### Set exercise
Repeat the full listing, word for word.

### Collected material
####################
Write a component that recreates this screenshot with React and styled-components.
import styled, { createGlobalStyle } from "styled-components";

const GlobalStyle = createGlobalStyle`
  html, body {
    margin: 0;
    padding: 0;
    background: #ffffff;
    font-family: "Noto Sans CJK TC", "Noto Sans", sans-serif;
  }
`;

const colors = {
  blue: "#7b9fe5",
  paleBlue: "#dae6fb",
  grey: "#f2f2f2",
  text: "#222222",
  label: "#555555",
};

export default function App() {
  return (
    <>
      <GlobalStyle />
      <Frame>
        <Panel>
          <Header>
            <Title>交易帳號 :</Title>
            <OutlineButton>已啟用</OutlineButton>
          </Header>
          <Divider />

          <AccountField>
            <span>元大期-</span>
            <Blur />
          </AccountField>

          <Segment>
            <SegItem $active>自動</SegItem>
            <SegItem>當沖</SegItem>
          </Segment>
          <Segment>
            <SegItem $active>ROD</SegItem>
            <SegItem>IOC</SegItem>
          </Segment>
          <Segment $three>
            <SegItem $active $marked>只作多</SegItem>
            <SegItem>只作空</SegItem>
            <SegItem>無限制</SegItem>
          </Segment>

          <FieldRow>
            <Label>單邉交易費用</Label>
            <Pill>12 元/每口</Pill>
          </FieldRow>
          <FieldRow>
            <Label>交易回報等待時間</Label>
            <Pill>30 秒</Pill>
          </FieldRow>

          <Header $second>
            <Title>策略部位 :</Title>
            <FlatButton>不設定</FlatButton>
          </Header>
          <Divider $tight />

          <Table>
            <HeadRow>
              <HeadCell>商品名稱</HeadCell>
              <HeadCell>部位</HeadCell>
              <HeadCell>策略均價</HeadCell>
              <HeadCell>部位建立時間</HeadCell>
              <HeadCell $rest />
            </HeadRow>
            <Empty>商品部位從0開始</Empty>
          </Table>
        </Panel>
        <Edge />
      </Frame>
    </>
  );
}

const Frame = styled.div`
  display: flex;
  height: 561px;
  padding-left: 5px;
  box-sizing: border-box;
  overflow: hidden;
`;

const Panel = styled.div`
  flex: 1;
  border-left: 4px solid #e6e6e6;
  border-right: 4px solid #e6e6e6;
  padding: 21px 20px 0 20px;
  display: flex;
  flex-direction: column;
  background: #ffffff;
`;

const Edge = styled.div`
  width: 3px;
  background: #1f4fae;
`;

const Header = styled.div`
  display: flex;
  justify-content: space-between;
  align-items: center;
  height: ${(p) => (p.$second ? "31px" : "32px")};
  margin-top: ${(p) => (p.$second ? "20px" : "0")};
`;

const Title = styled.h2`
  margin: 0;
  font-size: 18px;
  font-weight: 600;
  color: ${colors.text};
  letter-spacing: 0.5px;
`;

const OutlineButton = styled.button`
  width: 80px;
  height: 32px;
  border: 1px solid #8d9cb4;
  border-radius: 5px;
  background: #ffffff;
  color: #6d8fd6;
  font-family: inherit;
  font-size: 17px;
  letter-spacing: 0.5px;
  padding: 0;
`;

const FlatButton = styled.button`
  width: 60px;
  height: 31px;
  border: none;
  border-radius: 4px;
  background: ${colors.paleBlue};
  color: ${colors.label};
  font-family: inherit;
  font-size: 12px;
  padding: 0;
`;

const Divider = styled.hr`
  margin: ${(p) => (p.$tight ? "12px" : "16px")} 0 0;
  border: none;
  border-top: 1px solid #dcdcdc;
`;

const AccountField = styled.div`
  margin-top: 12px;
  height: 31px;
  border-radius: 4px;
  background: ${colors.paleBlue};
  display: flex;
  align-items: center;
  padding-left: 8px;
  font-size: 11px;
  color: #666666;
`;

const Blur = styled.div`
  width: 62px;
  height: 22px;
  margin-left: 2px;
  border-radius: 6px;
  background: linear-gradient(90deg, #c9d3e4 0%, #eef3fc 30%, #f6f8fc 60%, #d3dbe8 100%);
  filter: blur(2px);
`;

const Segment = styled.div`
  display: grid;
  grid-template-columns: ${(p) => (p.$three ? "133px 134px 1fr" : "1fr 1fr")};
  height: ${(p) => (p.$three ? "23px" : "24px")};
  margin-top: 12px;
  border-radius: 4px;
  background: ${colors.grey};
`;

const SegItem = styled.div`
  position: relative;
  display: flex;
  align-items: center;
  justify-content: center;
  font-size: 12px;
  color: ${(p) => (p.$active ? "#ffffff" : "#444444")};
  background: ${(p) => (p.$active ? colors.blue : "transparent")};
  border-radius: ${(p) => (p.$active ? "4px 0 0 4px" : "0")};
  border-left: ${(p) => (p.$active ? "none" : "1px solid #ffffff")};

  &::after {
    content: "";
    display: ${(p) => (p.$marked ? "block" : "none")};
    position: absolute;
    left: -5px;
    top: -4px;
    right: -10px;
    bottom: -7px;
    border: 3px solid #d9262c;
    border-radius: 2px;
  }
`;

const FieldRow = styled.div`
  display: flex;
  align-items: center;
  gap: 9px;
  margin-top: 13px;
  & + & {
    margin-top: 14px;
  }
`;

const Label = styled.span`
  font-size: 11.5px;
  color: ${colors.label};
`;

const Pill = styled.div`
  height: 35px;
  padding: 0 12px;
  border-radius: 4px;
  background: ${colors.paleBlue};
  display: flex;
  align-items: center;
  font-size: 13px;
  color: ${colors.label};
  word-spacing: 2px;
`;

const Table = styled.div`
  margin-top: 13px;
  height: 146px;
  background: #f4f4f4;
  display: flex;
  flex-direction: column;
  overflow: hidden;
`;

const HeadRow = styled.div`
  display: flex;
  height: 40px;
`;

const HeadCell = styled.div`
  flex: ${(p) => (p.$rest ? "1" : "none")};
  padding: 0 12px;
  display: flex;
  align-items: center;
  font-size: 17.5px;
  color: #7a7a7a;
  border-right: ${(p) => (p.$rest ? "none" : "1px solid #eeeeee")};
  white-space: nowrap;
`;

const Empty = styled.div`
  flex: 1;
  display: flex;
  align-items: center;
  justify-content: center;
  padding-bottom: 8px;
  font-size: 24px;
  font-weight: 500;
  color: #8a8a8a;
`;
####################
### Answer
Write a component that recreates this screenshot with React and styled-components.
import styled, { createGlobalStyle } from "styled-components";

const GlobalStyle = createGlobalStyle`
  html, body {
    margin: 0;
    padding: 0;
    background: #ffffff;
    font-family: "Noto Sans CJK TC", "Noto Sans", sans-serif;
  }
`;

const colors = {
  blue: "#7b9fe5",
  paleBlue: "#dae6fb",
  grey: "#f2f2f2",
  text: "#222222",
  label: "#555555",
};

export default function App() {
  return (
    <>
      <GlobalStyle />
      <Frame>
        <Panel>
          <Header>
            <Title>交易帳號 :</Title>
            <OutlineButton>已啟用</OutlineButton>
          </Header>
          <Divider />

          <AccountField>
            <span>元大期-</span>
            <Blur />
          </AccountField>

          <Segment>
            <SegItem $active>自動</SegItem>
            <SegItem>當沖</SegItem>
          </Segment>
          <Segment>
            <SegItem $active>ROD</SegItem>
            <SegItem>IOC</SegItem>
          </Segment>
          <Segment $three>
            <SegItem $active $marked>只作多</SegItem>
            <SegItem>只作空</SegItem>
            <SegItem>無限制</SegItem>
          </Segment>

          <FieldRow>
            <Label>單邉交易費用</Label>
            <Pill>12 元/每口</Pill>
          </FieldRow>
          <FieldRow>
            <Label>交易回報等待時間</Label>
            <Pill>30 秒</Pill>
          </FieldRow>

          <Header $second>
            <Title>策略部位 :</Title>
            <FlatButton>不設定</FlatButton>
          </Header>
          <Divider $tight />

          <Table>
            <HeadRow>
              <HeadCell>商品名稱</HeadCell>
              <HeadCell>部位</HeadCell>
              <HeadCell>策略均價</HeadCell>
              <HeadCell>部位建立時間</HeadCell>
              <HeadCell $rest />
            </HeadRow>
            <Empty>商品部位從0開始</Empty>
          </Table>
        </Panel>
        <Edge />
      </Frame>
    </>
  );
}

const Frame = styled.div`
  display: flex;
  height: 561px;
  padding-left: 5px;
  box-sizing: border-box;
  overflow: hidden;
`;

const Panel = styled.div`
  flex: 1;
  border-left: 4px solid #e6e6e6;
  border-right: 4px solid #e6e6e6;
  padding: 21px 20px 0 20px;
  display: flex;
  flex-direction: column;
  background: #ffffff;
`;

const Edge = styled.div`
  width: 3px;
  background: #1f4fae;
`;

const Header = styled.div`
  display: flex;
  justify-content: space-between;
  align-items: center;
  height: ${(p) => (p.$second ? "31px" : "32px")};
  margin-top: ${(p) => (p.$second ? "20px" : "0")};
`;

const Title = styled.h2`
  margin: 0;
  font-size: 18px;
  font-weight: 600;
  color: ${colors.text};
  letter-spacing: 0.5px;
`;

const OutlineButton = styled.button`
  width: 80px;
  height: 32px;
  border: 1px solid #8d9cb4;
  border-radius: 5px;
  background: #ffffff;
  color: #6d8fd6;
  font-family: inherit;
  font-size: 17px;
  letter-spacing: 0.5px;
  padding: 0;
`;

const FlatButton = styled.button`
  width: 60px;
  height: 31px;
  border: none;
  border-radius: 4px;
  background: ${colors.paleBlue};
  color: ${colors.label};
  font-family: inherit;
  font-size: 12px;
  padding: 0;
`;

const Divider = styled.hr`
  margin: ${(p) => (p.$tight ? "12px" : "16px")} 0 0;
  border: none;
  border-top: 1px solid #dcdcdc;
`;

const AccountField = styled.div`
  margin-top: 12px;
  height: 31px;
  border-radius: 4px;
  background: ${colors.paleBlue};
  display: flex;
  align-items: center;
  padding-left: 8px;
  font-size: 11px;
  color: #666666;
`;

const Blur = styled.div`
  width: 62px;
  height: 22px;
  margin-left: 2px;
  border-radius: 6px;
  background: linear-gradient(90deg, #c9d3e4 0%, #eef3fc 30%, #f6f8fc 60%, #d3dbe8 100%);
  filter: blur(2px);
`;

const Segment = styled.div`
  display: grid;
  grid-template-columns: ${(p) => (p.$three ? "133px 134px 1fr" : "1fr 1fr")};
  height: ${(p) => (p.$three ? "23px" : "24px")};
  margin-top: 12px;
  border-radius: 4px;
  background: ${colors.grey};
`;

const SegItem = styled.div`
  position: relative;
  display: flex;
  align-items: center;
  justify-content: center;
  font-size: 12px;
  color: ${(p) => (p.$active ? "#ffffff" : "#444444")};
  background: ${(p) => (p.$active ? colors.blue : "transparent")};
  border-radius: ${(p) => (p.$active ? "4px 0 0 4px" : "0")};
  border-left: ${(p) => (p.$active ? "none" : "1px solid #ffffff")};

  &::after {
    content: "";
    display: ${(p) => (p.$marked ? "block" : "none")};
    position: absolute;
    left: -5px;
    top: -4px;
    right: -10px;
    bottom: -7px;
    border: 3px solid #d9262c;
    border-radius: 2px;
  }
`;

const FieldRow = styled.div`
  display: flex;
  align-items: center;
  gap: 9px;
  margin-top: 13px;
  & + & {
    margin-top: 14px;
  }
`;

const Label = styled.span`
  font-size: 11.5px;
  color: ${colors.label};
`;

const Pill = styled.div`
  height: 35px;
  padding: 0 12px;
  border-radius: 4px;
  background: ${colors.paleBlue};
  display: flex;
  align-items: center;
  font-size: 13px;
  color: ${colors.label};
  word-spacing: 2px;
`;

const Table = styled.div`
  margin-top: 13px;
  height: 146px;
  background: #f4f4f4;
  display: flex;
  flex-direction: column;
  overflow: hidden;
`;

const HeadRow = styled.div`
  display: flex;
  height: 40px;
`;

const HeadCell = styled.div`
  flex: ${(p) => (p.$rest ? "1" : "none")};
  padding: 0 12px;
  display: flex;
  align-items: center;
  font-size: 17.5px;
  color: #7a7a7a;
  border-right: ${(p) => (p.$rest ? "none" : "1px solid #eeeeee")};
  white-space: nowrap;
`;

const Empty = styled.div`
  flex: 1;
  display: flex;
  align-items: center;
  justify-content: center;
  padding-bottom: 8px;
  font-size: 24px;
  font-weight: 500;
  color: #8a8a8a;
`;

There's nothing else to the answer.